Fluvanna resident Josephus Almond, who’s also an attorney for the Southern Environmental Law Center, takes exception to plant proponents, and Tenaska’s plan. In a recent mailer to county residents, the company accused many opponents of fear-mongering.

He pointed to a recent Harvard study his organization commissioned that explored the potential impacts of the new plant.

“Public health experts agree there’s no safe level of exposure, and even small increases are linked increased risk of heart attacks, stroke, severe asthma attacks, pneumonia, and premature death for the most vulnerable members of our community,” he said.

Ashley Crawford told the story of her daughter who caught RSV when she was one and described being on the bathroom floor watching her baby struggling to breathe, and then having issues with asthma for years after.

“For families like mine, this is not theoretical, it’s personal,” Crawford told the commission. “When you have held a baby whose lungs are desperately trying to pull in air, listening to them gasp and wheeze and choke, you do not accept arguments that emissions will be within limits.

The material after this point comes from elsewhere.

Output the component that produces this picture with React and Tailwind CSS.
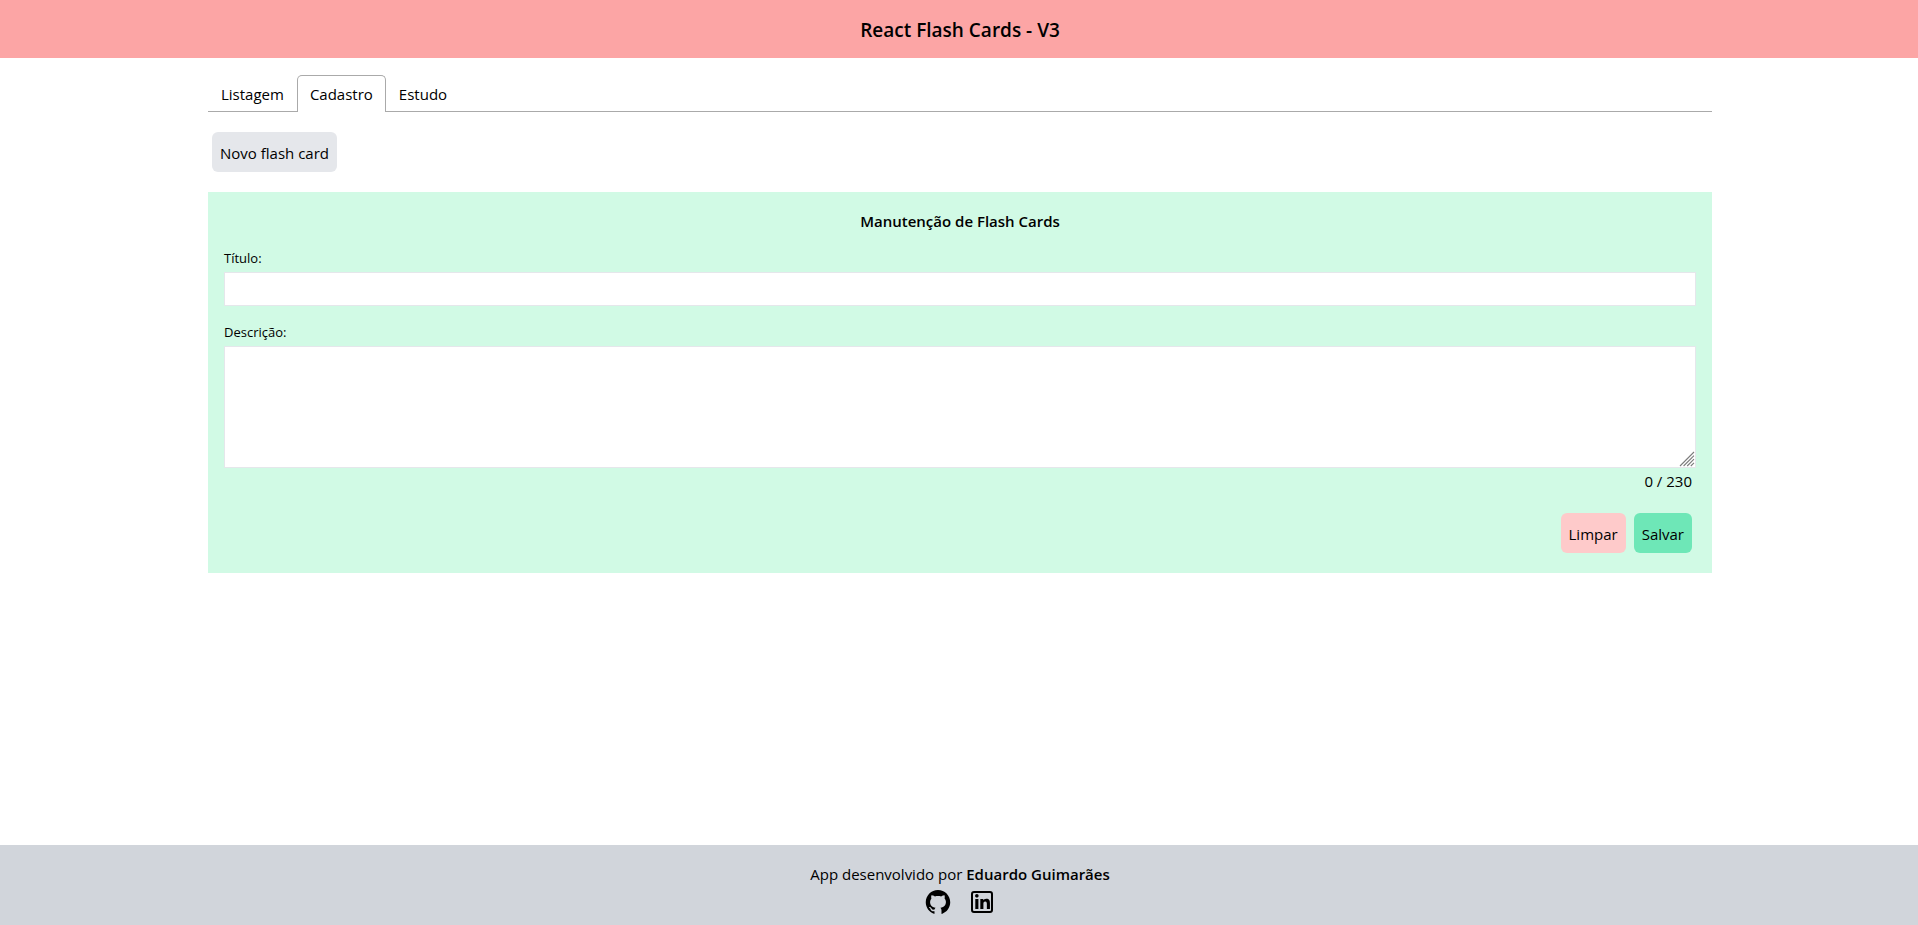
import { useState } from "react";
import { AiFillGithub } from "react-icons/ai";
import { FaLinkedinIn } from "react-icons/fa";

const TABS = ["Listagem", "Cadastro", "Estudo"];
const MAX_LENGTH = 230;

function Header() {
  return (
    <header className="bg-[#fca5a5] pt-[17px] pb-[15px] pl-0.5 text-center">
      <h1 className="text-[19px] leading-[26px] font-semibold">React Flash Cards - V3</h1>
    </header>
  );
}

function TabList({ active, onSelect }) {
  return (
    <div role="tablist" className="flex border-b border-[#aaaaaa]">
      {TABS.map((tab) => (
        <button
          key={tab}
          type="button"
          role="tab"
          aria-selected={tab === active}
          onClick={() => onSelect(tab)}
          className={
            tab === active
              ? "-mb-px rounded-t-[5px] border border-b-0 border-[#aaaaaa] bg-white px-3 py-1.5"
              : "-mb-px border border-b-0 border-transparent px-3 py-1.5"
          }
        >
          {tab}
        </button>
      ))}
    </div>
  );
}

/* Diagonal grip drawn over the corner of the resizable text area. */
function ResizeGrip() {
  return (
    <svg
      aria-hidden="true"
      viewBox="0 0 16 16"
      className="pointer-events-none absolute right-px bottom-px size-4 bg-white"
    >
      <path
        d="M1 15 15 1M4.6 15 15 4.6M8.2 15 15 8.2M11.8 15 15 11.8"
        fill="none"
        stroke="#7c7c7c"
        strokeWidth="1.1"
      />
    </svg>
  );
}

function CardForm() {
  const [title, setTitle] = useState("");
  const [description, setDescription] = useState("");

  function clear() {
    setTitle("");
    setDescription("");
  }

  return (
    <form
      onSubmit={(event) => event.preventDefault()}
      className="mt-5 flex flex-col bg-[#d1fae5] px-4 pt-[17px] pb-5"
    >
      <h2 className="mb-[15px] text-center font-semibold">Manutenção de Flash Cards</h2>
      <label htmlFor="title" className="mb-1 text-[13px] leading-5">
        Título:
      </label>
      <input
        id="title"
        type="text"
        value={title}
        onChange={(event) => setTitle(event.target.value)}
        className="mb-4 h-[34px] border border-[#e5e7eb] bg-white p-1"
      />
      <label htmlFor="description" className="mb-1 text-[13px] leading-5">
        Descrição:
      </label>
      <div className="relative">
        <textarea
          id="description"
          maxLength={MAX_LENGTH}
          value={description}
          onChange={(event) => setDescription(event.target.value)}
          className="block h-[122px] w-full resize-y border border-[#e5e7eb] bg-white p-1"
        />
        <ResizeGrip />
      </div>
      <div className="mt-px mr-1 text-right">
        {description.length} / {MAX_LENGTH}
      </div>
      <div className="mt-5 mr-1 flex justify-end gap-2">
        <button type="button" onClick={clear} className="h-10 rounded-md bg-[#fecaca] px-2 pt-0.5">
          Limpar
        </button>
        <button type="submit" className="h-10 rounded-md bg-[#6ee7b7] px-2 pt-0.5">
          Salvar
        </button>
      </div>
    </form>
  );
}

function Footer() {
  return (
    <footer className="flex flex-col items-center bg-[#d1d5db] pt-[17px] pb-[9px] pl-0.5">
      <p>
        App desenvolvido por <strong className="font-semibold">Eduardo Guimarães</strong>
      </p>
      <div className="mt-0.5 flex gap-4">
        <a href="#github" aria-label="GitHub">
          <AiFillGithub size={28} />
        </a>
        <a href="#linkedin" aria-label="LinkedIn" className="flex size-7 items-center justify-center">
          <span className="flex size-[22px] items-center justify-center rounded-[3px] border-2 border-black">
            <FaLinkedinIn size={17} />
          </span>
        </a>
      </div>
    </footer>
  );
}

export default function App() {
  const [tab, setTab] = useState("Cadastro");

  return (
    <div className="flex min-h-screen flex-col bg-white font-['Open_Sans','Noto_Sans',sans-serif] text-[15px] leading-6 text-black">
      <Header />
      <main className="flex-1 pt-[17px] pl-0.5">
        <div className="mx-auto max-w-[1536px] px-4">
          <TabList active={tab} onSelect={setTab} />
          <div className="mt-5 ml-1">
            <button type="button" className="block h-10 rounded-md bg-[#e5e7eb] px-2 pt-0.5">
              Novo flash card
            </button>
          </div>
          <CardForm />
        </div>
      </main>
      <Footer />
    </div>
  );
}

You do not accept the reassurances that it has to be managed, and you especially do not trust billion-dollar companies with plants they own in Pennsylvania that have been out of compliance with EPA standards for roughly three years.”

Osteen lives about 2 miles from the current plant and he says he hears the noise from the operation.

“Contrary to popular belief, I can hear it from inside my bedroom at times, I can watch my window vibrate, my back door vibrate with that thing running full-steam,” Osteen said.

He said that’s just going to intensify with the second larger plant.

Commission Chair Barry Bibb said he finds the noise arguments compelling, saying in a long statement before voting that he’d done a lot of research into health effects from the noise and pollution.

He said while there are benefits the plant would provide to the electric grid, “I have some friends around there that take care of children and by looking at this, I have concerns.”

Bibb continued, “I probably shouldn’t say this, but I’m also on the board of a daycare center that has 38 children and I’m concerned about that.”

Commissioner Loretta Johnson-Morgan, who grew up in Fluvanna, said, “Once again, why does it all have to reside in Fluvanna County, and to me this just too much for our county handle right now.”

“We’re going to have these very tall power lines proposing coming through, probably in my district, the Columbia district,” she said. “We’re going to have Tenaska on one end, we had Dominion here with all the coal ash problems, why does everything have to be centered in Fluvanna County.”

Commissioner Kathleen Kilpatrick noted she voted in January that the plant is not in substantial accord with the county’s comprehensive plan, even with 41 adjustments Tenaska has agreed to do to mitigate sound and air pollution concerns, as well as establish money to give to first responders and a fund set aside to mitigate any issues for those living within two miles of the plant.

She said while nothing in the comprehensive plan is lawfully binding, it is a compact between county leadership and its citizens.

“The comp plan is riddled from beginning to end with calls for preserving our rural character, our identity, and our heritage and way of life,” Kilpatrick stated. “Yes, there are some quantitative benefits associated with this proposal, but there’s an awful lot of competing data one side or another that places us at risk.”

A Planning Commission decision is not binding, and County Planning Director Todd Fortune said this night’s recommendations will be considered when these petitions are considered likely at the March 4 regular meeting.